People who think we should actually go that far are a small minority.
But its presence has an influence on the wider movement. There is a tendency towards intolerance and dehumanisation of dissent. An attempt to make it socially unacceptable, evidence of stupidity or malice, not worth listening to.
And it’s already happened. Teachers already do political advocacy for Green politics, and it would be a brave child who stood up against a teacher and the rest of the class to express a contrary view. Employers already do the same, mostly for more cynical reasons it has to be said, and there are few employees independent enough to speak up against the boss. No, mostly people will stick their hands up in support in public, and then ignore it in private. They don’t believe, but they’re not going to make their own lives any harder by opposing it.
But that’s just the first stage. Once you have made it socially unacceptable to speak in defence of scepticism, you can then introduce stronger methods of encouragement without anyone being able to object. Not execution, of course, but regulation and compulsion.

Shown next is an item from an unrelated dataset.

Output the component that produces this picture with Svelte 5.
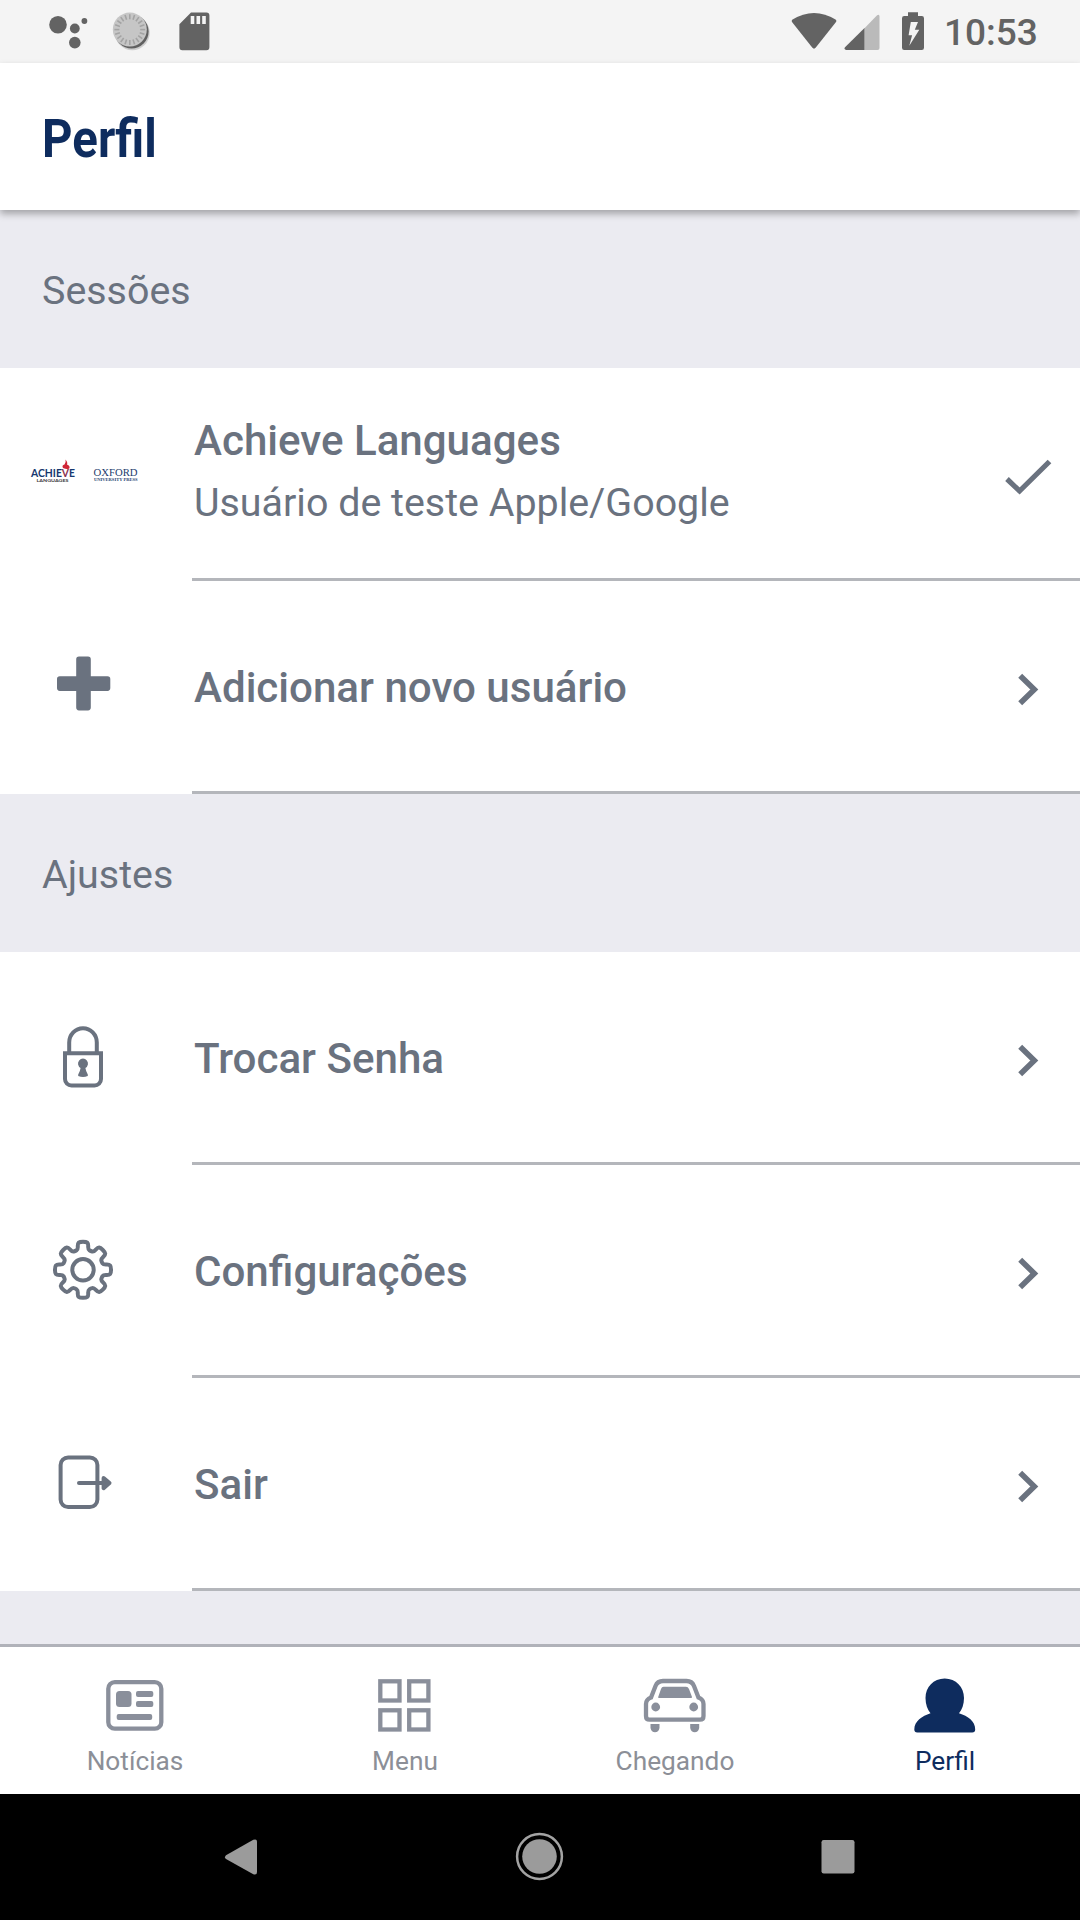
<script>
  // Outline of the eight-toothed settings gear, centred on the origin.
  function gearPath() {
    const teeth = 8;
    const profile = [
      [-22.5, 20.2],
      [-14, 21],
      [-11.5, 26.8],
      [-6.5, 28.2],
      [6.5, 28.2],
      [11.5, 26.8],
      [14, 21]
    ];
    const points = [];
    for (let i = 0; i < teeth; i++) {
      for (const [deg, r] of profile) {
        const a = ((i * 45 + deg) * Math.PI) / 180;
        points.push([Math.sin(a) * r, -Math.cos(a) * r]);
      }
    }
    const mid = (p, q) => [(p[0] + q[0]) / 2, (p[1] + q[1]) / 2];
    const fmt = (p) => p.map((v) => v.toFixed(2)).join(' ');
    let d = 'M' + fmt(mid(points[points.length - 1], points[0]));
    points.forEach((p, i) => {
      d += 'Q' + fmt(p) + ' ' + fmt(mid(p, points[(i + 1) % points.length]));
    });
    return d + 'Z';
  }

  const gear = gearPath();
  const ticks = Array.from({ length: 20 }, (_, i) => i * 18);

  const sections = [
    {
      title: 'Sessões',
      rows: [
        { icon: 'logo', label: 'Achieve Languages', detail: 'Usuário de teste Apple/Google', selected: true },
        { icon: 'plus', label: 'Adicionar novo usuário' }
      ]
    },
    {
      title: 'Ajustes',
      rows: [
        { icon: 'lock', label: 'Trocar Senha' },
        { icon: 'gear', label: 'Configurações' },
        { icon: 'exit', label: 'Sair' }
      ]
    }
  ];

  const tabs = [
    { icon: 'news', label: 'Notícias' },
    { icon: 'menu', label: 'Menu' },
    { icon: 'car', label: 'Chegando' },
    { icon: 'person', label: 'Perfil', active: true }
  ];
</script>

<div class="screen">
  <div class="status">
    <svg class="dots" width="40" height="40" viewBox="49 12 40 40">
      <circle cx="58" cy="24.7" r="8.8" /><circle cx="74.8" cy="28.5" r="4.9" />
      <circle cx="74.8" cy="42.6" r="5.8" /><circle cx="84.4" cy="21" r="2.9" />
    </svg>
    <svg class="disc" width="40" height="40" viewBox="112 12 40 40">
      <circle cx="132.3" cy="32.8" r="17.4" fill="#bdbdbd" opacity=".7" />
      <circle cx="131.6" cy="31.6" r="17" fill="#606060" />
      <circle cx="129.8" cy="29.6" r="17" fill="#c6c6c6" />
      {#each ticks as t}
        <path d="M129.8 14.2v5" stroke="#a3a3a3" stroke-width="1.6" transform={`rotate(${t} 129.8 29.6)`} />
      {/each}
    </svg>
    <svg class="sd" width="32" height="40" viewBox="178 12 32 40">
      <path fill-rule="evenodd" d="M191 12.6h15.4a3 3 0 0 1 3 3v31.7a3 3 0 0 1-3 3h-24a3 3 0 0 1-3-3V24.2zM190.7 16v8h3.6v-8zm5.8 0v8h3.6v-8zm5.7 0v8h3.6v-8z" />
    </svg>
    <span class="grow"></span>
    <svg class="wifi" width="46" height="40" viewBox="791 12 46 40">
      <path d="M792.2 19.8Q814 6.3 835.9 19.8Q836.7 20.8 836 22L815.8 47.6Q814 49.8 812.2 47.6L792 22Q791.4 20.8 792.2 19.8z" />
    </svg>
    <svg class="cell" width="36" height="40" viewBox="843.5 12 36 40">
      <path fill="#bababa" d="M864 28.2L876.6 15.3Q879 13.8 879 16.5V48Q879 50 877 50H864z" />
      <path d="M864 28V50H845.5Q843 49.2 844.5 47.2z" />
    </svg>
    <svg class="battery" width="24" height="40" viewBox="901 12 24 40">
      <path fill-rule="evenodd" d="M908 12.2h10v3.9h3.8a2.2 2.2 0 0 1 2.2 2.2v29.5a2.2 2.2 0 0 1-2.2 2.2h-17.6a2.2 2.2 0 0 1-2.2-2.2V18.3a2.2 2.2 0 0 1 2.2-2.2h3.8zM910.8 22L908.6 35.2h3.5L909.3 45.8 919.3 29.8h-4.5L918 22z" />
    </svg>
    <span class="time">10:53</span>
  </div>

  <header><h1>Perfil</h1></header>

  <main>
    {#each sections as section}
      <h2>{section.title}</h2>
      {#each section.rows as row}
        <div class="row">
          <div class="lead">
            {#if row.icon === 'logo'}
              <svg class="logo" width="112" height="30" viewBox="27 456 112 30">
                <text x="31" y="477" class="ach" textLength="44" lengthAdjust="spacingAndGlyphs">ACHIE<tspan fill="#8c3450">V</tspan>E</text>
                <text x="36.5" y="482" class="lang" textLength="32" lengthAdjust="spacingAndGlyphs">LANGUAGES</text>
                <path fill="#d02537" d="M65.5 459.5Q68 462.5 67 464.6Q70.5 466 69.3 468.4Q67 470 63 468Q61.5 465.3 64.5 464.6Q66.3 462.5 65.5 459.5z" />
                <text x="93.5" y="476" class="oxf" textLength="44" lengthAdjust="spacingAndGlyphs">OXFORD</text>
                <text x="94" y="481.3" class="press" textLength="43.5" lengthAdjust="spacingAndGlyphs">UNIVERSITY PRESS</text>
              </svg>
            {:else}
              <svg width="68" height="68" viewBox="-34 -34 68 68">
                {#if row.icon === 'plus'}
                  <path class="solid" d="M-4-31.4H5A2.8 2.8 0 0 1 7.8-28.6V-11.7H24.500A2.800 2.800 0 0 1 27.300-8.900V.100A2.800 2.800 0 0 1 24.500 2.900H7.800V19.600A2.800 2.800 0 0 1 5 22.400H-4A2.800 2.800 0 0 1-6.800 19.600V2.900H-23.200A2.800 2.800 0 0 1-26 .100V-8.900A2.800 2.800 0 0 1-23.200-11.700H-6.800V-28.600A2.800 2.800 0 0 1-4-31.400z" />
                {:else if row.icon === 'lock'}
                  <g class="line">
                    <path d="M-13.800-6V-16.500A13.800 14.300 0 0 1 13.800-16.500V-6" />
                    <path d="M-18-5.800H18V20A6.500 6.500 0 0 1 11.500 26.500H-11.500A6.500 6.500 0 0 1-18 20z" />
                  </g>
                  <path class="solid" d="M-2.400 9A5 5 0 1 1 2.400 9Q2.800 12 4.800 15.500V17Q0 18.800-4.800 17V15.500Q-2.800 12-2.400 9z" />
                {:else if row.icon === 'gear'}
                  <g class="line" transform="translate(0 -2.200)"><path d={gear} /><circle r="10.700" /></g>
                {:else}
                  <g class="line">
                    <rect x="-22.400" y="-27.600" width="36.800" height="49.600" rx="7.500" />
                    <path d="M-4-1.900H24" stroke-linecap="round" />
                  </g>
                  <path class="solid arrow" d="M20.600-7L26.500-1.900L20.600 3.200V-7z" />
                {/if}
              </svg>
            {/if}
          </div>
          <div class="body" class:single={!row.detail}>
            <div class="texts">
              <span class="label">{row.label}</span>
              {#if row.detail}<span class="detail">{row.detail}</span>{/if}
            </div>
            {#if row.selected}
              <svg class="mark check" width="52" height="52" viewBox="1002 452 52 52"><path d="M1007 479L1019.600 491L1049.500 461.500" /></svg>
            {:else}
              <svg class="mark" width="52" height="52" viewBox="1002.500 663 52 52"><path class="chev" d="M1020.700 675.700L1034.800 689.500L1020.700 703.300" /></svg>
            {/if}
          </div>
        </div>
      {/each}
    {/each}
  </main>

  <nav class="tabs">
    {#each tabs as tab}
      <div class="tab" class:active={tab.active}>
        <svg width="68" height="60" viewBox="-34 0 68 60">
          {#if tab.icon === 'news'}
            <rect class="o" x="-26.700" y="7.200" width="53" height="46.500" rx="6.500" />
            <rect x="-19" y="16" width="15.500" height="16" rx="3.500" />
            <rect x="1" y="16" width="17.300" height="6" rx="2" />
            <rect x="1" y="26" width="17.300" height="6" rx="2" />
            <rect x="-18.300" y="39" width="35.500" height="6" rx="2" />
          {:else if tab.icon === 'menu'}
            <g class="o">
              <rect x="-24.700" y="6.300" width="19.200" height="19.200" /><rect x="4.200" y="6.300" width="19.200" height="19.200" />
              <rect x="-24.700" y="35.300" width="19.200" height="19.200" /><rect x="4.200" y="35.300" width="19.200" height="19.200" />
            </g>
          {:else if tab.icon === 'car'}
            <path class="o" d="M-12 6H11.500Q17 6 19 11L23.500 22.500Q28.500 24.500 28.500 29V41Q28.500 44.700 25 44.700H-25.500Q-29 44.700-29 41V29Q-29 24.500-24 22.500L-19.500 11Q-17.500 6-12 6z" />
            <path d="M-11.500 11.700H11Q13 11.700 14 14L17 22Q17.300 23 16 23H-16Q-17.200 23-16.800 22L-14 14Q-13.200 11.700-11.500 11.700z" />
            <circle cx="-19.300" cy="32" r="4.400" /><circle cx="18.700" cy="32" r="4.400" />
            <path d="M-24.500 49H-15.500V53Q-16.500 57.300-20 57.300T-24.500 53zM15.200 49H24.200V53Q23.200 57.300 19.700 57.300T15.200 53z" />
          {:else}
            <path d="M-.300 3.500C11 3.500 19 12 19 23C19 29.500 17 34.500 14 38.200C23 41 30.200 46 30.200 54.500Q30.200 57.500 27.200 57.500H-27.700Q-30.700 57.500-30.700 54.500C-30.700 46-23 41-14.500 38.200C-17.500 34.500-19.500 29.500-19.500 23C-19.500 12-11.500 3.500-.300 3.500z" />
          {/if}
        </svg>
        <span>{tab.label}</span>
      </div>
    {/each}
  </nav>

  <div class="system">
    <svg width="52" height="52" viewBox="215 1831 52 52"><path d="M226 1855.300L253.300 1839.800Q257 1838.500 257 1841.500V1872Q257 1875.500 253.300 1874.300L226 1859Q224 1857.200 226 1855.300z" /></svg>
    <svg width="52" height="52" viewBox="514 1831 52 52"><circle class="ring" cx="539.500" cy="1856.500" r="22.400" /><circle cx="539.500" cy="1856.500" r="17.300" /></svg>
    <svg width="52" height="52" viewBox="812 1831 52 52"><rect x="821.500" y="1840" width="33" height="33.500" rx="2.200" /></svg>
  </div>
</div>

<style>
  :global(body) { margin: 0; }
  .screen {
    width: 1080px;
    height: 1920px;
    display: flex;
    flex-direction: column;
    overflow: hidden;
    background: #ebebf1;
    font-family: Roboto, sans-serif;
    color: #6a727f;
  }
  svg { display: block; flex: none; }

  .status {
    height: 63px;
    flex: none;
    box-sizing: border-box;
    display: flex;
    align-items: flex-start;
    padding: 12px 43px 0 49px;
    background: #f4f4f4;
    fill: #636363;
    color: #636363;
  }
  .disc { margin-left: 23px; }
  .sd { margin-left: 26px; }
  .grow { flex: 1; }
  .cell { margin-left: 6.5px; }
  .battery { margin-left: 21.5px; }
  .time {
    width: 93px;
    margin-left: 19px;
    font-size: 37px;
    line-height: 44px;
    font-weight: 500;
    margin-top: -1px;
    white-space: nowrap;
  }

  header {
    height: 147px;
    flex: none;
    box-sizing: border-box;
    padding: 45px 0 0 41.5px;
    background: #fff;
    box-shadow: 0 4px 7px rgba(0, 0, 0, 0.3);
    position: relative;
    z-index: 1;
  }
  h1 {
    margin: 0;
    font-size: 53px;
    line-height: 62px;
    font-weight: 700;
    color: #0e2c5e;
    transform: scaleX(0.895);
    transform-origin: 0 0;
  }

  main { flex: 1; }
  h2 {
    margin: 0;
    height: 158px;
    box-sizing: border-box;
    padding: 2px 42px 0;
    font-size: 39.4px;
    line-height: 158px;
    font-weight: 400;
  }
  .row {
    height: 213px;
    display: flex;
    background: #fff;
  }
  .lead {
    width: 192px;
    box-sizing: border-box;
    padding-right: 26px;
    display: flex;
    align-items: center;
    justify-content: center;
  }
  .logo { margin-bottom: 7px; }
  .ach { font: 700 11px Lato, sans-serif; fill: #16386f; }
  .lang { font: 700 4.5px Lato, sans-serif; fill: #3b3b40; }
  .oxf { font: 10.5px 'Liberation Serif', serif; fill: #1b3c6c; }
  .press { font: 700 4px 'Liberation Serif', serif; fill: #24426f; }
  .solid { fill: #6a727f; }
  .arrow { stroke: #6a727f; stroke-width: 4; stroke-linejoin: round; }
  .line { fill: none; stroke: #6a727f; stroke-width: 4; }
  .body {
    flex: 1;
    display: flex;
    align-items: center;
    justify-content: space-between;
    padding-right: 26px;
    border-bottom: 3px solid #b4b6bb;
  }
  .texts { display: flex; flex-direction: column; padding: 0 0 2px 2px; }
  .single .texts { padding: 4px 0 0 2px; }
  .label { font-size: 42.1px; line-height: 62px; font-weight: 500; }
  .detail { font-size: 39.4px; line-height: 62px; }
  .mark { fill: none; stroke: #6a727f; stroke-width: 5.2; margin-top: 6px; }
  .check { margin-top: 10px; }
  .chev { stroke-width: 5.6; }

  .tabs {
    height: 150px;
    flex: none;
    box-sizing: border-box;
    border-top: 3px solid #b0b2b9;
    background: #fff;
    display: grid;
    grid-template-columns: repeat(4, 1fr);
  }
  .tab {
    display: flex;
    flex-direction: column;
    align-items: center;
    padding-top: 28px;
    fill: #8a8f9b;
    color: #8c8f97;
    font-size: 26.25px;
    line-height: 32px;
  }
  .tab span { margin-top: 10px; }
  .o { fill: none; stroke: #8a8f9b; stroke-width: 4.3; }
  .active { fill: #0e2c5e; color: #0e2c5e; }

  .system {
    height: 126px;
    flex: none;
    box-sizing: border-box;
    padding: 0 216px 0 215px;
    display: flex;
    align-items: center;
    justify-content: space-between;
    background: #000;
    fill: #9b9b9b;
  }
  .ring { fill: none; stroke: #a3a3a3; stroke-width: 2.5; }
</style>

And that’s what scares people about this video – that it portrays a ridiculously exaggerated version of this already worrying tendency. We’re not worried that you’re actually planning to do it, we’re worried that you’re already in the mindset where you would find it funny. Where you don’t even seem to notice that the authoritarian message it sends is horrifying.
The scariest bit of the movie was not the explosions, but the teacher’s speech leading up to it.